_COLLECTED MATERIAL_

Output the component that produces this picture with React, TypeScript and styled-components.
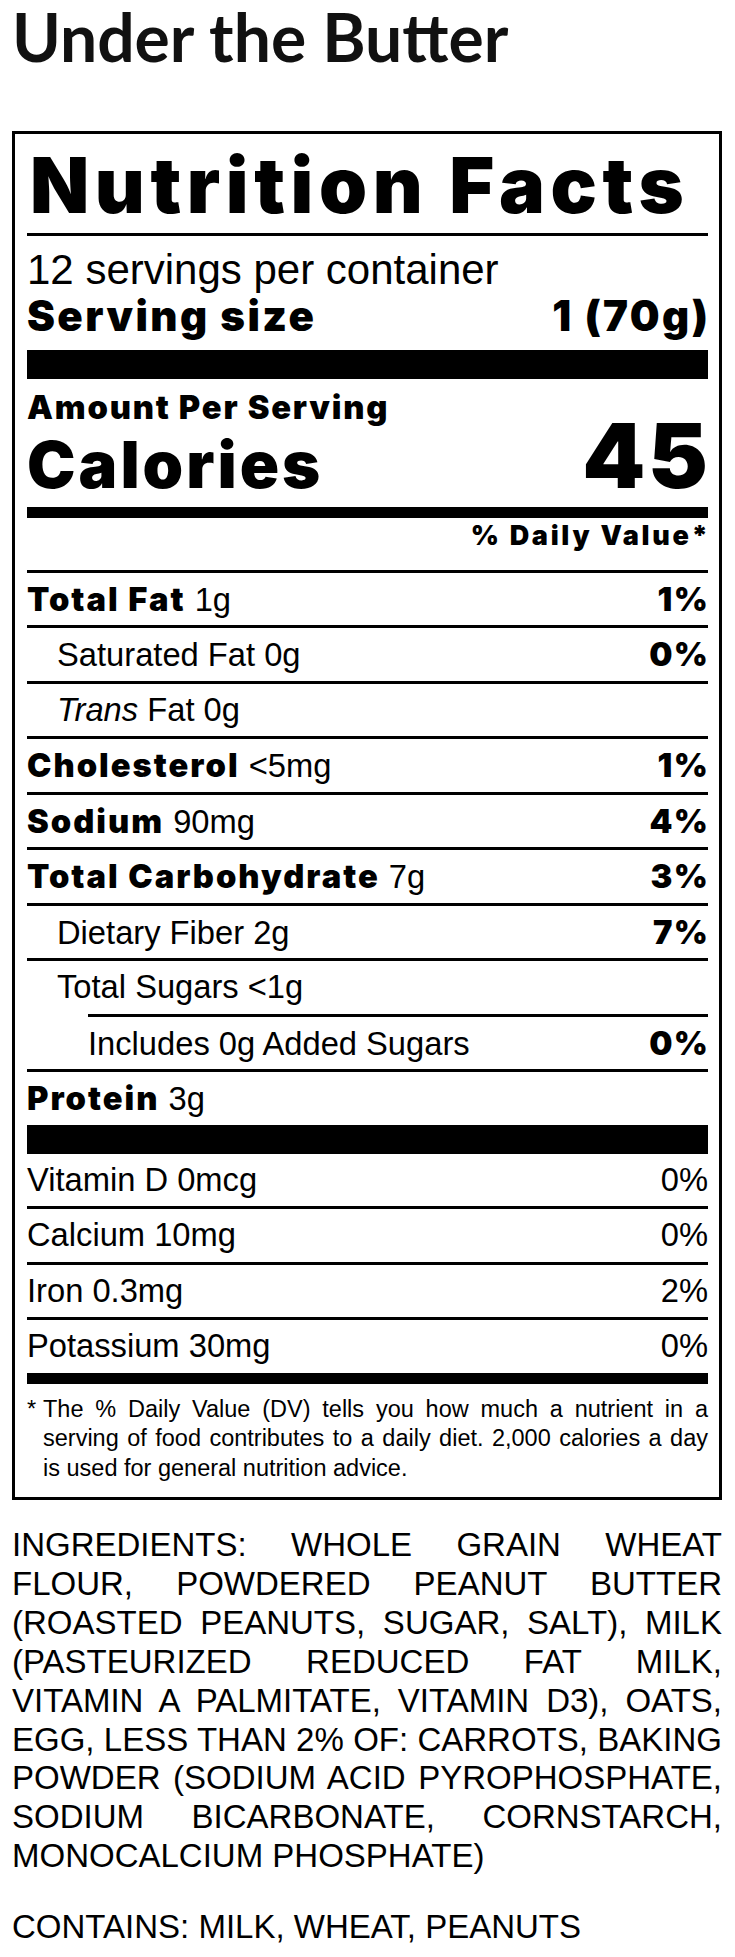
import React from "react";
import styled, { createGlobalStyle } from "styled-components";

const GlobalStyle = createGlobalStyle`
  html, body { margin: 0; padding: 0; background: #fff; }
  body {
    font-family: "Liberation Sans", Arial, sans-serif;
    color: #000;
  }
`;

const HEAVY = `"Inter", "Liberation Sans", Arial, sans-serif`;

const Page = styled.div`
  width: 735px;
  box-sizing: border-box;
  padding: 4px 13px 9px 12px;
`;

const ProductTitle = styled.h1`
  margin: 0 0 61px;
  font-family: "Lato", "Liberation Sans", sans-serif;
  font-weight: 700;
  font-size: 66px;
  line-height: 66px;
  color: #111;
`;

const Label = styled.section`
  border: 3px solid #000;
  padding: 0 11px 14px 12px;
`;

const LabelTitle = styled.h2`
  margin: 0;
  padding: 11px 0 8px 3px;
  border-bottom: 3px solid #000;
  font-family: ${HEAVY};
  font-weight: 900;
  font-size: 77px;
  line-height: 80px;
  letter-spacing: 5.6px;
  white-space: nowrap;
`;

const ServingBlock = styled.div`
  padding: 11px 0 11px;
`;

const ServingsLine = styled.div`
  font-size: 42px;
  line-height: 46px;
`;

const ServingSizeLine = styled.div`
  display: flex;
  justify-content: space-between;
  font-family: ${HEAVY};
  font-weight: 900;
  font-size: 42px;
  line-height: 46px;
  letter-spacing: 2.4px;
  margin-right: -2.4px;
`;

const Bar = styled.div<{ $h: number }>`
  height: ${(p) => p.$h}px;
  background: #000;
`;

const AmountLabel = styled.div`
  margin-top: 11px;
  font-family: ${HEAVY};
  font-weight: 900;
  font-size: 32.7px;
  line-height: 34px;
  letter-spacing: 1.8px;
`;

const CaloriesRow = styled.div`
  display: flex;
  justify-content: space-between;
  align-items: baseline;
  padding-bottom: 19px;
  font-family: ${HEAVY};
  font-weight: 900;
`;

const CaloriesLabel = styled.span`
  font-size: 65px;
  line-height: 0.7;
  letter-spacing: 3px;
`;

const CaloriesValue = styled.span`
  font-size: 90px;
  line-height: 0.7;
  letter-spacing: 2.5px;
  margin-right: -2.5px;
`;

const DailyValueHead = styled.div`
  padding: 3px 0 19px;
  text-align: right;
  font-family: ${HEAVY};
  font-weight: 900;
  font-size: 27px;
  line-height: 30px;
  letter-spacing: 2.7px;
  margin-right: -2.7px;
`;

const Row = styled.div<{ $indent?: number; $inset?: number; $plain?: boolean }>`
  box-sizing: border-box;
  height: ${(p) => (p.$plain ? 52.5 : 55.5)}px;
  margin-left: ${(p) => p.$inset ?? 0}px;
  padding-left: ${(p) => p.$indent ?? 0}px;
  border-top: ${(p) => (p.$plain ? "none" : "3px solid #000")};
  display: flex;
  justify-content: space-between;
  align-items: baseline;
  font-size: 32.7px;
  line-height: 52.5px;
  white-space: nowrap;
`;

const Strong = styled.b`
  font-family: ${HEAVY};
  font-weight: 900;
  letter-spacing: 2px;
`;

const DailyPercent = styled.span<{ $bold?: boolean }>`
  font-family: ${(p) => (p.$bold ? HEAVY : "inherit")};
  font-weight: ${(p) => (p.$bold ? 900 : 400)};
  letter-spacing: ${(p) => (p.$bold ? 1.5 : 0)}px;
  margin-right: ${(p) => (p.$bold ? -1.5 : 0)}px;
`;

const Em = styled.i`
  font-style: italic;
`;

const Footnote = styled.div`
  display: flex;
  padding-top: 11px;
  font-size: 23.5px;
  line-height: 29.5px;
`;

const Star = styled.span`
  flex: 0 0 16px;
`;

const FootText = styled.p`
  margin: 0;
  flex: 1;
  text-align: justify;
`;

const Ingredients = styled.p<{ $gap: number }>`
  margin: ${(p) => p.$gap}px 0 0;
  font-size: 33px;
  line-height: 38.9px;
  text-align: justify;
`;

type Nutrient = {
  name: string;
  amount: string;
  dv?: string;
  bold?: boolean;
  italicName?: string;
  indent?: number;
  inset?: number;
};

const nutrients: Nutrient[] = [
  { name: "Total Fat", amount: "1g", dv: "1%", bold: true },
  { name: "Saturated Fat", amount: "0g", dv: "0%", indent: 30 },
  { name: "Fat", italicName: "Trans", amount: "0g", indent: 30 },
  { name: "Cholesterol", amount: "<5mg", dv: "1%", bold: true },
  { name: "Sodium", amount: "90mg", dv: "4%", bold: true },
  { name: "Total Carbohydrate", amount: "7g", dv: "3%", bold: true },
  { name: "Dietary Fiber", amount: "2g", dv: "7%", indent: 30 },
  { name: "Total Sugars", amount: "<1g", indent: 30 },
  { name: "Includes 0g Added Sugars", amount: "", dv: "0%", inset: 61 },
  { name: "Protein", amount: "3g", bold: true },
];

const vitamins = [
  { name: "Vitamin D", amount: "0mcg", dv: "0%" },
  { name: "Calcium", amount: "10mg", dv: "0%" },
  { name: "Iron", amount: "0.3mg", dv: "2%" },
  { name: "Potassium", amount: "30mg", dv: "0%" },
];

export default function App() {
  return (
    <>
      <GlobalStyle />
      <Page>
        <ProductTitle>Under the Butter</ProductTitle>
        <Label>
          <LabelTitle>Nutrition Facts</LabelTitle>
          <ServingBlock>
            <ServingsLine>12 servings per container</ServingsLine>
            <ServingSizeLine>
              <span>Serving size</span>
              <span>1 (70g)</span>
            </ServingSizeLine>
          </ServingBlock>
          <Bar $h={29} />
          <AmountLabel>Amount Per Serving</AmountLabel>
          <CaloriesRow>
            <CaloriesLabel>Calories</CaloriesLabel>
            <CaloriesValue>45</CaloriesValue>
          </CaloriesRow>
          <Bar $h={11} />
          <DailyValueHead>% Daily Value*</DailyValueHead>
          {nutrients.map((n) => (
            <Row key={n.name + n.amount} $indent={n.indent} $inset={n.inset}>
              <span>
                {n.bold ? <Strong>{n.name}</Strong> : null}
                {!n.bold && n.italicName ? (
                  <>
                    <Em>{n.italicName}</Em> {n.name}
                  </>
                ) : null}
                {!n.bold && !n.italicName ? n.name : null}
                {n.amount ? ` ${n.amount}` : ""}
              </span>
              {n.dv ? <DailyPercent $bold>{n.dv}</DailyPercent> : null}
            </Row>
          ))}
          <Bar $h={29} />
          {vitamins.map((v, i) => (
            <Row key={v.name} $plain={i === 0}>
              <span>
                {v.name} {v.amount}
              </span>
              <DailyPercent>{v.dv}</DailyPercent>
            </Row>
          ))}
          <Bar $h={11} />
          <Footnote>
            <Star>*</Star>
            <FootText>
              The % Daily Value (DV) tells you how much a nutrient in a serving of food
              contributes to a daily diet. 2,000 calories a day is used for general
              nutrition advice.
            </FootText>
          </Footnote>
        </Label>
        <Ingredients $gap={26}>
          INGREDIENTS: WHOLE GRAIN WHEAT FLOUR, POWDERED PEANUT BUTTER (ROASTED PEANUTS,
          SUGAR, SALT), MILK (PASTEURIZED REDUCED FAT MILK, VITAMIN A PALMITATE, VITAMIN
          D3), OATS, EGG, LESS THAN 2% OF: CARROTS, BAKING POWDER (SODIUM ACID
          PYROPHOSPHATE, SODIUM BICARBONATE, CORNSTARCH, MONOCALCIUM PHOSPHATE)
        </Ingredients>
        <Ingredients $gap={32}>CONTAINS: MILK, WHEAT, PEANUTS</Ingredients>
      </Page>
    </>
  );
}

_INSTRUCTION_
Restate the listing above word for word, and skip the pictures.

_COMPLETE OUTPUT_
Output the component that produces this picture with React, TypeScript and styled-components.
import React from "react";
import styled, { createGlobalStyle } from "styled-components";

const GlobalStyle = createGlobalStyle`
  html, body { margin: 0; padding: 0; background: #fff; }
  body {
    font-family: "Liberation Sans", Arial, sans-serif;
    color: #000;
  }
`;

const HEAVY = `"Inter", "Liberation Sans", Arial, sans-serif`;

const Page = styled.div`
  width: 735px;
  box-sizing: border-box;
  padding: 4px 13px 9px 12px;
`;

const ProductTitle = styled.h1`
  margin: 0 0 61px;
  font-family: "Lato", "Liberation Sans", sans-serif;
  font-weight: 700;
  font-size: 66px;
  line-height: 66px;
  color: #111;
`;

const Label = styled.section`
  border: 3px solid #000;
  padding: 0 11px 14px 12px;
`;

const LabelTitle = styled.h2`
  margin: 0;
  padding: 11px 0 8px 3px;
  border-bottom: 3px solid #000;
  font-family: ${HEAVY};
  font-weight: 900;
  font-size: 77px;
  line-height: 80px;
  letter-spacing: 5.6px;
  white-space: nowrap;
`;

const ServingBlock = styled.div`
  padding: 11px 0 11px;
`;

const ServingsLine = styled.div`
  font-size: 42px;
  line-height: 46px;
`;

const ServingSizeLine = styled.div`
  display: flex;
  justify-content: space-between;
  font-family: ${HEAVY};
  font-weight: 900;
  font-size: 42px;
  line-height: 46px;
  letter-spacing: 2.4px;
  margin-right: -2.4px;
`;

const Bar = styled.div<{ $h: number }>`
  height: ${(p) => p.$h}px;
  background: #000;
`;

const AmountLabel = styled.div`
  margin-top: 11px;
  font-family: ${HEAVY};
  font-weight: 900;
  font-size: 32.7px;
  line-height: 34px;
  letter-spacing: 1.8px;
`;

const CaloriesRow = styled.div`
  display: flex;
  justify-content: space-between;
  align-items: baseline;
  padding-bottom: 19px;
  font-family: ${HEAVY};
  font-weight: 900;
`;

const CaloriesLabel = styled.span`
  font-size: 65px;
  line-height: 0.7;
  letter-spacing: 3px;
`;

const CaloriesValue = styled.span`
  font-size: 90px;
  line-height: 0.7;
  letter-spacing: 2.5px;
  margin-right: -2.5px;
`;

const DailyValueHead = styled.div`
  padding: 3px 0 19px;
  text-align: right;
  font-family: ${HEAVY};
  font-weight: 900;
  font-size: 27px;
  line-height: 30px;
  letter-spacing: 2.7px;
  margin-right: -2.7px;
`;

const Row = styled.div<{ $indent?: number; $inset?: number; $plain?: boolean }>`
  box-sizing: border-box;
  height: ${(p) => (p.$plain ? 52.5 : 55.5)}px;
  margin-left: ${(p) => p.$inset ?? 0}px;
  padding-left: ${(p) => p.$indent ?? 0}px;
  border-top: ${(p) => (p.$plain ? "none" : "3px solid #000")};
  display: flex;
  justify-content: space-between;
  align-items: baseline;
  font-size: 32.7px;
  line-height: 52.5px;
  white-space: nowrap;
`;

const Strong = styled.b`
  font-family: ${HEAVY};
  font-weight: 900;
  letter-spacing: 2px;
`;

const DailyPercent = styled.span<{ $bold?: boolean }>`
  font-family: ${(p) => (p.$bold ? HEAVY : "inherit")};
  font-weight: ${(p) => (p.$bold ? 900 : 400)};
  letter-spacing: ${(p) => (p.$bold ? 1.5 : 0)}px;
  margin-right: ${(p) => (p.$bold ? -1.5 : 0)}px;
`;

const Em = styled.i`
  font-style: italic;
`;

const Footnote = styled.div`
  display: flex;
  padding-top: 11px;
  font-size: 23.5px;
  line-height: 29.5px;
`;

const Star = styled.span`
  flex: 0 0 16px;
`;

const FootText = styled.p`
  margin: 0;
  flex: 1;
  text-align: justify;
`;

const Ingredients = styled.p<{ $gap: number }>`
  margin: ${(p) => p.$gap}px 0 0;
  font-size: 33px;
  line-height: 38.9px;
  text-align: justify;
`;

type Nutrient = {
  name: string;
  amount: string;
  dv?: string;
  bold?: boolean;
  italicName?: string;
  indent?: number;
  inset?: number;
};

const nutrients: Nutrient[] = [
  { name: "Total Fat", amount: "1g", dv: "1%", bold: true },
  { name: "Saturated Fat", amount: "0g", dv: "0%", indent: 30 },
  { name: "Fat", italicName: "Trans", amount: "0g", indent: 30 },
  { name: "Cholesterol", amount: "<5mg", dv: "1%", bold: true },
  { name: "Sodium", amount: "90mg", dv: "4%", bold: true },
  { name: "Total Carbohydrate", amount: "7g", dv: "3%", bold: true },
  { name: "Dietary Fiber", amount: "2g", dv: "7%", indent: 30 },
  { name: "Total Sugars", amount: "<1g", indent: 30 },
  { name: "Includes 0g Added Sugars", amount: "", dv: "0%", inset: 61 },
  { name: "Protein", amount: "3g", bold: true },
];

const vitamins = [
  { name: "Vitamin D", amount: "0mcg", dv: "0%" },
  { name: "Calcium", amount: "10mg", dv: "0%" },
  { name: "Iron", amount: "0.3mg", dv: "2%" },
  { name: "Potassium", amount: "30mg", dv: "0%" },
];

export default function App() {
  return (
    <>
      <GlobalStyle />
      <Page>
        <ProductTitle>Under the Butter</ProductTitle>
        <Label>
          <LabelTitle>Nutrition Facts</LabelTitle>
          <ServingBlock>
            <ServingsLine>12 servings per container</ServingsLine>
            <ServingSizeLine>
              <span>Serving size</span>
              <span>1 (70g)</span>
            </ServingSizeLine>
          </ServingBlock>
          <Bar $h={29} />
          <AmountLabel>Amount Per Serving</AmountLabel>
          <CaloriesRow>
            <CaloriesLabel>Calories</CaloriesLabel>
            <CaloriesValue>45</CaloriesValue>
          </CaloriesRow>
          <Bar $h={11} />
          <DailyValueHead>% Daily Value*</DailyValueHead>
          {nutrients.map((n) => (
            <Row key={n.name + n.amount} $indent={n.indent} $inset={n.inset}>
              <span>
                {n.bold ? <Strong>{n.name}</Strong> : null}
                {!n.bold && n.italicName ? (
                  <>
                    <Em>{n.italicName}</Em> {n.name}
                  </>
                ) : null}
                {!n.bold && !n.italicName ? n.name : null}
                {n.amount ? ` ${n.amount}` : ""}
              </span>
              {n.dv ? <DailyPercent $bold>{n.dv}</DailyPercent> : null}
            </Row>
          ))}
          <Bar $h={29} />
          {vitamins.map((v, i) => (
            <Row key={v.name} $plain={i === 0}>
              <span>
                {v.name} {v.amount}
              </span>
              <DailyPercent>{v.dv}</DailyPercent>
            </Row>
          ))}
          <Bar $h={11} />
          <Footnote>
            <Star>*</Star>
            <FootText>
              The % Daily Value (DV) tells you how much a nutrient in a serving of food
              contributes to a daily diet. 2,000 calories a day is used for general
              nutrition advice.
            </FootText>
          </Footnote>
        </Label>
        <Ingredients $gap={26}>
          INGREDIENTS: WHOLE GRAIN WHEAT FLOUR, POWDERED PEANUT BUTTER (ROASTED PEANUTS,
          SUGAR, SALT), MILK (PASTEURIZED REDUCED FAT MILK, VITAMIN A PALMITATE, VITAMIN
          D3), OATS, EGG, LESS THAN 2% OF: CARROTS, BAKING POWDER (SODIUM ACID
          PYROPHOSPHATE, SODIUM BICARBONATE, CORNSTARCH, MONOCALCIUM PHOSPHATE)
        </Ingredients>
        <Ingredients $gap={32}>CONTAINS: MILK, WHEAT, PEANUTS</Ingredients>
      </Page>
    </>
  );
}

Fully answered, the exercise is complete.